/siteimage

Captures Web Page Screenshot with PhantomJS (web service)

Primary LanguageJavaScriptMIT LicenseMIT

Site Image

Uses Restify and PhantomJS to allow capturing URL screenshots

Installation

npm install

Running

npm start

Accessible on port 3000 by default, configurable

Testing

Assumes shell access and cURL being present

  • Make sure that instance is running on http://localhost:3000
  • Navigate into the app directory
  • Type in "sh test.sh", this will create a test_results direcotry
  • Go to the created directory and check out the resulting images

GOTCHAS

  • Sometimes setting viewportSize will not be enough for the page to provide a mobile version (the real size will differ), plus the captured image height might differ from Viewport Height, this is why clipRect is being used.

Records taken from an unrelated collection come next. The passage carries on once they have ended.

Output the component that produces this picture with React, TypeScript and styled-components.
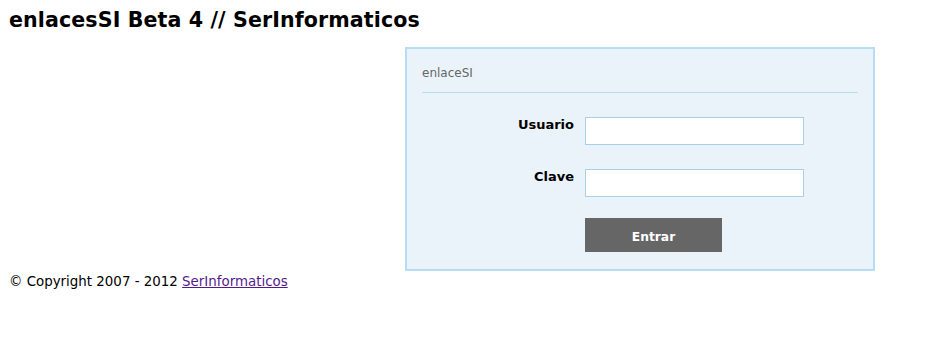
import styled, { createGlobalStyle } from "styled-components";

const GlobalStyle = createGlobalStyle`
    body {
        margin: 8px;
        font-family: "DejaVu Sans", Verdana, sans-serif;
        color: #000;
        background: #fff;
    }
`;

const App = () => {
    return (
        <>
            <GlobalStyle />
            <Title>enlacesSI Beta 4 // SerInformaticos</Title>
            <Main>
                <Panel>
                    <Legend>enlaceSI</Legend>
                    <Divider />
                    <Form onSubmit={e => e.preventDefault()}>
                        <Label htmlFor="usuario">Usuario</Label>
                        <Input id="usuario" type="text" />
                        <Label htmlFor="clave">Clave</Label>
                        <Input id="clave" type="password" />
                        <Submit type="submit">Entrar</Submit>
                    </Form>
                </Panel>
            </Main>
            <Footer>
                © Copyright 2007 - 2012 <FooterLink href="#">SerInformaticos</FooterLink>
            </Footer>
        </>
    );
};

const Title = styled.h1`
    margin: 1px 0 0 1px;
    font-size: 20.6px;
    line-height: 22px;
    font-weight: bold;
    letter-spacing: 0.1px;
`;

const Main = styled.main`
    display: flex;
    padding: 16px 0 0 397px;
`;

const Panel = styled.section`
    width: 436px;
    padding: 17px 15px 17px;
    background: #ebf3fa;
    border: 2px solid #b6ddf2;
`;

const Legend = styled.div`
    font-size: 12px;
    line-height: 14px;
    color: #666;
`;

const Divider = styled.hr`
    margin: 12px 0 0;
    border: none;
    border-top: 1px solid #b6ddf2;
`;

const Form = styled.form`
    display: grid;
    grid-template-columns: 152px 219px;
    column-gap: 11px;
    row-gap: 24px;
    margin-top: 24px;
`;

const Label = styled.label`
    text-align: right;
    font-size: 13px;
    font-weight: bold;
    line-height: 15px;
`;

const Input = styled.input`
    box-sizing: border-box;
    width: 219px;
    height: 28px;
    margin: 0;
    border: 1px solid #a9d0e6;
    background: #fff;
`;

const Submit = styled.button`
    grid-column: 2;
    margin-top: -3px;
    width: 137px;
    height: 34px;
    padding: 3px 0 0;
    border: none;
    background: #666;
    color: #fff;
    font-family: "DejaVu Sans", Verdana, sans-serif;
    font-size: 12.3px;
    font-weight: bold;
`;

const Footer = styled.footer`
    margin: 3px 0 0 1px;
    font-size: 13.4px;
    line-height: 16px;
`;

const FooterLink = styled.a`
    color: #551a8b;
`;

export default App;
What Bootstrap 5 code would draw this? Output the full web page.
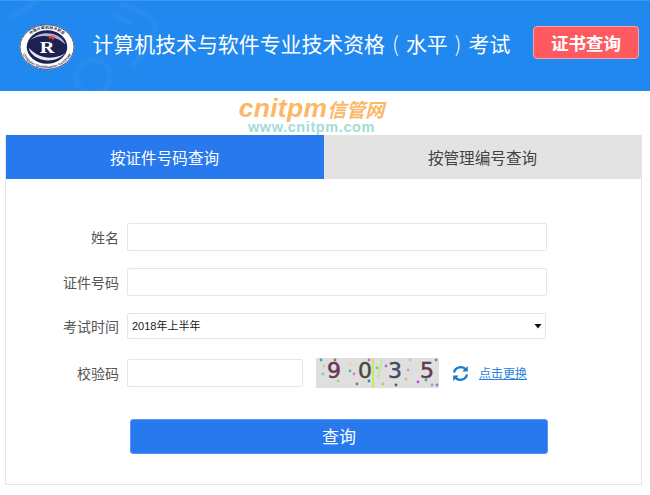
<!DOCTYPE html>
<html lang="zh-CN">
<head>
<meta charset="utf-8">
<title>证书查询</title>
<link href="https://cdn.jsdelivr.net/npm/bootstrap@5.3.0/dist/css/bootstrap.min.css" rel="stylesheet">
<style>
html,body{height:495px;overflow:hidden;background:#fff}
body{font-family:"Liberation Sans","Noto Sans CJK SC",sans-serif;color:#555;font-size:14px}
.top-bar{height:91px;background:#2088ee;border-top:1px solid #3d97f0;padding:0 11px 7px 19px;position:relative;overflow:hidden}
.top-deco{position:absolute;left:0;top:0;width:200px;height:91px}
.site-logo{width:56px;height:46px;flex:none;position:relative;margin-top:8px}
.site-title{font-family:"Noto Sans CJK SC",sans-serif;color:#fff;font-size:20.9px;margin:0 0 0 17.5px;font-weight:400;white-space:nowrap;position:relative;display:flex;line-height:30px}
.paren-box{display:inline-block;width:20.9px;text-align:center;font-weight:300}
.cert-btn{width:106px;height:33px;margin-left:auto;background:#ff5a5f;border:1px solid #ffa3a6;border-radius:4px;color:#fff;font:700 17.500px/1 "Noto Sans CJK SC",sans-serif;padding:0;position:relative}
.cert-btn:hover{background:#ff5a5f;color:#fff;border-color:#ffa3a6}
.brand-mark{height:44px;padding:5px 27px 0 0;text-align:center}
.brand-line1{font:italic 700 26.500px/24px "Liberation Sans","Noto Sans CJK SC",sans-serif;color:#fbb869;letter-spacing:.3px;display:block;height:24px}
.brand-line1 span{font-size:19px;font-family:"Noto Sans CJK SC",sans-serif;letter-spacing:0}
.brand-line2{font:700 14.500px/14px "Liberation Sans",sans-serif;color:#a3dcd8;letter-spacing:.6px;display:block;height:14px}
.query-panel{width:637px;height:350px;margin-left:5px;border:1px solid #e6e6e6;border-top:0;border-radius:0;overflow:hidden}
.tab-row{margin-left:-1px}
.tab-item{height:44px;flex:1 1 0;font:400 15.600px/44px "Noto Sans CJK SC",sans-serif;text-align:center;color:#444;background:#e3e3e3}
.tab-item.on{background:#2878ee;color:#fff;flex:0 0 319px}
.form-area{padding:44px 0 0 0}
.f-row{display:flex;align-items:center}
.f-gap-a{margin-top:17px}
.f-gap-b{margin-top:17px}
.f-gap-c{margin-top:19px}
.f-label{width:113px;text-align:right;margin:0 8px 0 0;font-family:"Noto Sans CJK SC",sans-serif;font-size:14px;color:#555;line-height:20px}
.f-input{display:block;width:420px;height:28px;border:1px solid #e6e6e6;border-radius:2px;background:#fff;padding:0 4px;outline:0}
.f-select{appearance:none;-webkit-appearance:none;width:419px;height:26px;border:1px solid #e6e6e6;border-radius:2px;background:#fff url("data:image/svg+xml,%3Csvg xmlns='http://www.w3.org/2000/svg' width='8' height='6'%3E%3Cpath d='M.5 1h7L4 5.500z' fill='%23111'/%3E%3C/svg%3E") no-repeat 406px 9px;padding:0 4px;font-family:"Liberation Sans","Noto Sans CJK SC",sans-serif;font-size:11px;color:#222;outline:0}
.f-short{width:176px}
.captcha-img{width:123px;height:30px;margin-left:13px;flex:none}
.refresh-ico{width:17px;height:17px;margin-left:13px;flex:none}
.swap-link{margin-left:10px;font-family:"Noto Sans CJK SC",sans-serif;font-size:12px;color:#2a7fe0;text-decoration:underline}
.submit-btn{display:block;width:418px;height:35px;margin:31px 0 0 124px;background:#2878ee;border:1px solid #5a97f2;border-radius:3px;color:#fff;font:400 17px/1 "Noto Sans CJK SC",sans-serif;padding:0 0 2px}
.submit-btn:hover{background:#2878ee;color:#fff;border-color:#5a97f2}
</style>
</head>
<body>
<header class="top-bar d-flex align-items-center">
  <svg class="top-deco" viewBox="0 0 200 91" fill="none" stroke="#fff" stroke-opacity=".035" stroke-width="6" aria-hidden="true">
    <circle cx="93" cy="76" r="17"/>
    <path d="M8 18L45-5M120 4Q165 14 152 38L132 68"/>
    <path d="M112 12l20 12"/>
  </svg>
  <svg class="site-logo" viewBox="0 0 58 58" preserveAspectRatio="none" aria-label="徽标">
    <circle cx="29" cy="29" r="28.500" fill="#fff"/>
    <circle cx="29" cy="29" r="28" fill="none" stroke="#23264f" stroke-width=".9"/>
    <circle cx="29" cy="29" r="21" fill="#1c2150"/>
    <defs>
      <path id="arcTop" d="M6 29A23 23 0 0 1 52 29"/>
      <path id="arcBot" d="M2.500 29A26.500 26.500 0 0 0 55.500 29"/>
    </defs>
    <text font-size="4.200" font-weight="700" fill="#23264f" font-family="Noto Sans CJK SC,sans-serif"><textPath href="#arcTop" startOffset="50%" text-anchor="middle">中国计算机技术职业</textPath></text>
    <text font-size="4" font-weight="700" fill="#23264f" font-family="Liberation Sans,sans-serif"><textPath href="#arcBot" startOffset="50%" text-anchor="middle">Computer Qualification Certificate</textPath></text>
    <path d="M10 30C12 44 34 54 48 37C36 46 20 44 10 30Z" fill="#e6e9f2"/>
    <path d="M48 26C45 12 24 5 12 20C22 12 38 14 48 26Z" fill="#aeb6d2"/>
    <text x="29" y="36" font-size="21" font-weight="700" text-anchor="middle" fill="#fff" font-family="Liberation Serif,serif">R</text>
    <path d="M31 16l5-2-2 3 4-2-3 6-1-3-3 1z" fill="#e8392f"/>
  </svg>
  <h1 class="site-title">计算机技术与软件专业技术资格<span class="paren-box">(</span>水平<span class="paren-box">)</span>考试</h1>
  <button type="button" class="btn cert-btn">证书查询</button>
</header>
<div class="brand-mark">
  <span class="brand-line1">cnitpm<span>信管网</span></span>
  <span class="brand-line2">www.cnitpm.com</span>
</div>
<main class="query-panel">
  <div class="d-flex tab-row">
    <div class="tab-item on">按证件号码查询</div>
    <div class="tab-item">按管理编号查询</div>
  </div>
  <form class="form-area">
    <div class="f-row">
      <label class="f-label" for="nm">姓名</label>
      <input class="f-input" id="nm" type="text">
    </div>
    <div class="f-row f-gap-a">
      <label class="f-label" for="cid">证件号码</label>
      <input class="f-input" id="cid" type="text">
    </div>
    <div class="f-row f-gap-b">
      <label class="f-label" for="tm">考试时间</label>
      <select class="f-select" id="tm"><option>2018年上半年</option></select>
    </div>
    <div class="f-row f-gap-c">
      <label class="f-label" for="cd">校验码</label>
      <input class="f-input f-short" id="cd" type="text">
      <svg class="captcha-img" viewBox="0 0 123 30" aria-label="验证码">
        <rect width="123" height="30" fill="#dfdfdf"/>
        <g font-family="DejaVu Sans,sans-serif" font-size="22" text-anchor="middle" stroke-width=".5">
          <text x="18" y="20" fill="#6b3450" stroke="#6b3450">9</text>
          <text x="49" y="20" fill="#4a4a3c" stroke="#4a4a3c">0</text>
          <text x="79" y="20" fill="#3f4a66" stroke="#3f4a66">3</text>
          <text x="111" y="20" fill="#62384e" stroke="#62384e">5</text>
        </g>
        <path d="M57 0V30" stroke="#bfee5a" stroke-width="2"/>
        <path d="M66 1L62 20" stroke="#b8ec8a" stroke-width="1.500"/>
        <g>
          <circle cx="5" cy="2" r="1.400" fill="#3aa"/><circle cx="19" cy="2" r="1.400" fill="#a66"/><circle cx="53" cy="2" r="1.400" fill="#c6c"/><circle cx="94" cy="2" r="1.400" fill="#db8"/><circle cx="120" cy="2" r="1.400" fill="#78a"/>
          <circle cx="8" cy="8" r="1.400" fill="#dc9"/><circle cx="34" cy="7" r="1.400" fill="#ecb"/><circle cx="70" cy="8" r="1.400" fill="#b6d"/><circle cx="92" cy="12" r="1.400" fill="#d9a"/>
          <circle cx="7" cy="16" r="1.400" fill="#6dc"/><circle cx="34" cy="13" r="1.400" fill="#5b8"/><circle cx="38" cy="16" r="1.400" fill="#d7d"/><circle cx="61" cy="10" r="1.400" fill="#7c7"/>
          <circle cx="22" cy="23" r="1.400" fill="#ad5"/><circle cx="53" cy="23" r="1.400" fill="#47b"/><circle cx="41" cy="26" r="1.400" fill="#777"/><circle cx="67" cy="26" r="1.400" fill="#cb6"/>
          <circle cx="80" cy="27" r="1.400" fill="#844"/><circle cx="102" cy="24" r="1.400" fill="#a5d"/><circle cx="110" cy="22" r="1.400" fill="#3b6"/><circle cx="121" cy="27" r="1.400" fill="#b6c"/><circle cx="116" cy="27" r="1.400" fill="#6bc"/><circle cx="90" cy="21" r="1.400" fill="#db5"/>
        </g>
      </svg>
      <svg class="refresh-ico" viewBox="0 0 17 17" fill="none" stroke="#1c7ccc" stroke-width="2.300" aria-hidden="true">
        <path d="M2 7.500A6.700 6.700 0 0 1 14 5"/>
        <path d="M15 9.500A6.700 6.700 0 0 1 3 12"/>
        <path d="M15.800 1v5.500h-5.500z" fill="#1c7ccc" stroke="none"/>
        <path d="M1.200 16v-5.500h5.500z" fill="#1c7ccc" stroke="none"/>
      </svg>
      <a class="swap-link" href="#">点击更换</a>
    </div>
    <button type="button" class="btn submit-btn">查询</button>
  </form>
</main>
</body>
</html>
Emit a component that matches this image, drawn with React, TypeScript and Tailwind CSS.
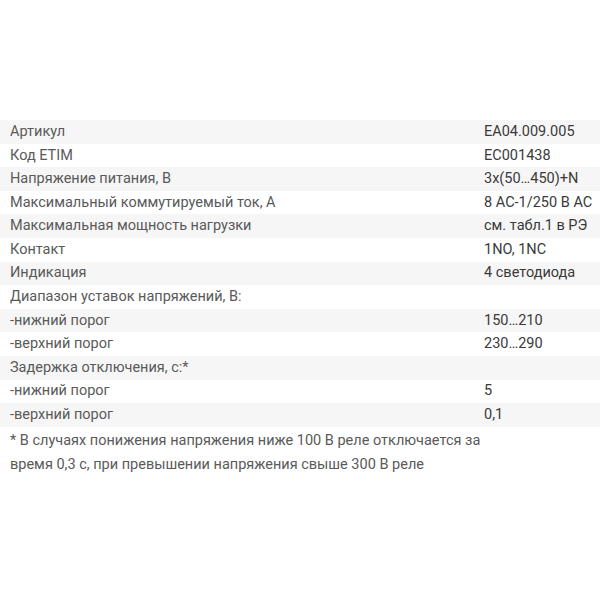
const rows: [string, string][] = [
  ['Артикул', 'EA04.009.005'],
  ['Код ETIM', 'EC001438'],
  ['Напряжение питания, В', '3х(50…450)+N'],
  ['Максимальный коммутируемый ток, А', '8 AC-1/250 В АС'],
  ['Максимальная мощность нагрузки', 'см. табл.1 в РЭ'],
  ['Контакт', '1NO, 1NC'],
  ['Индикация', '4 светодиода'],
  ['Диапазон уставок напряжений, В:', ''],
  ['-нижний порог', '150…210'],
  ['-верхний порог', '230…290'],
  ['Задержка отключения, с:*', ''],
  ['-нижний порог', '5'],
  ['-верхний порог', '0,1'],
]

export default function App() {
  return (
    <div
      className="w-[600px] h-[600px] bg-white pt-[120px] text-[14.5px]"
      style={{ fontFamily: 'Roboto, "Open Sans", sans-serif' }}
    >
      <div className="flex flex-col">
        {rows.map(([label, value], i) => (
          <div
            key={i}
            className={`flex h-[23.6px] items-center ${i % 2 === 0 ? 'bg-[#f6f6f6]' : 'bg-white'}`}
          >
            <span className="w-[474px] pl-[10px] text-[#5a5a5a]">{label}</span>
            <span className="pl-[10px] text-[#3a3a3a]">{value}</span>
          </div>
        ))}
      </div>
      <p className="w-[500px] pl-[10px] pt-[2px] leading-[24px] text-[#5a5a5a]">
        * В случаях понижения напряжения ниже 100 В реле отключается за время 0,3 с, при превышении напряжения свыше 300 В реле
      </p>
    </div>
  )
}
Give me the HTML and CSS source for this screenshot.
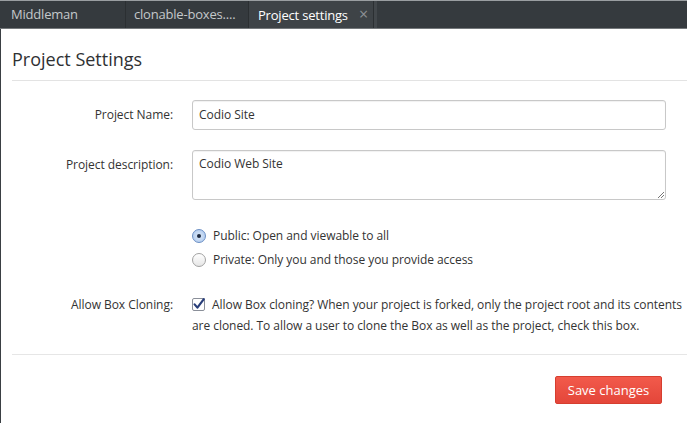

In case of Web Pages that are not responsive in nature, the taken image might then just be a fracture of the whole page. In that case it is better to request a bigger size for the capture and resize it as necessary.
  • A pool of PhantomJS instances is used by the server. It seems that the acquire() call of the Pool library is not throwing exception of an instance can not be acquired. Probably will wait for as long as possible and then time out.
  • Running for a long time seems to be eating away on memory (after a stress test with Jmeter; 50 users/threads with ramp-up period of 3 seconds and loop count of 20 with three different payloads). This resulted in nearly 1GB of RAM being used even after the test ended (probably something is leaking and needs some research on it)
  • The process itself is quite hungry for resources. Considering there are 10 instances of PhantomJS in the pool, the consumption of each would go to around 300 MB (or more) after some heavy usage. In addition there would be around 1 GB of memory consumed by the main process, also child processes running PhantomJS would consume some MB of RAM. In the end this could add up to a 5 GB of memory being used (have not tried running it for a long periods of time with different load factors; the consumption could be even higher)

TODO

  • Make sure that running multiple PhantomJS instances at the same time is possible without explicitly setting different ports to be used (seems running just fine but should probably be battle tested)
  • Better handling of errors
  • Need to make sure how does it behave under load (especially how PhantomJS behaves under heavy load)
  • Better documentation
  • Cache for already loaded images (provided all the parameters are the same)
  • Better test cases that would emulate heavy load

LICENSE

MIT